The injection-molded, machined connector is often coupled with an elastomeric connector boot. Historically these boots have been responsible for a large number of leakage failures. Recent innovations in materials and design along with proper installation and maintenance give users more confidence in critical service applications.
As a world leader in elastomeric material formulation and production for high-performance sealing systems, we have drawn on this core competence to produce our first nonconductive grades of high-temperature elastomers for Seal-Connect® boots. R&D in this area continues with new formulations for the varying needs of our customers. To date a nonconductive Fluorocarbon elastomer (FKM) based on the Viton® GF1 Polymer and another based on the Fluorel® 26502 Polymer are available. Other compounds can be selected or formulated very quickly for prototyping applications due to our extended experience in chemical compatibility.
In rubber molding, as with Arlon® injection molding, we have simplified mold-design and share-tooling costs to enable economic prototyping and production. Extended resources in rubber-molding capabilities include dozens of presses, in-house or outsourced tooling design and construction, and rubber-injection partnering for extremely high-volume components.
Single-pin connector boots are designed to accommodate two variations depending on customer requirements. To mate with popular existing connectors, a boot with a smooth radius is provided. However, to ensure positive locking and more reliable sealing, an improved “teardrop”-shaped boot seal is recommended. These boot designs are easier to install and have enough retention to remain in place even when low viscosity greases are used inside the boot assembly. Smaller diameter sealing surfaces typically use a smaller radius that provides the same positive lock of the boot to the connector.

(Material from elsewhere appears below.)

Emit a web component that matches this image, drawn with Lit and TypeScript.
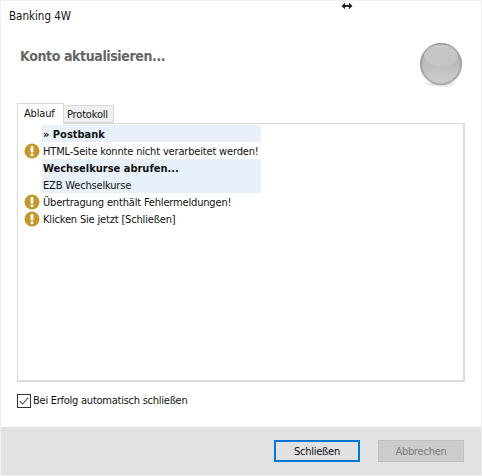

The boot assemblies, as shown, can be constructed simply of a contact and boot or with the addition of a Teflon® sleeve. Again, many designers use Teflon to ensure high-temperature insulation resistance properties while others delete the sleeve to rely solely on the insulation resistance provided by the elastomeric boot material. Unless otherwise specified, new designs utilize three-piece construction to guarantee adequate high-temperature insulation resistance.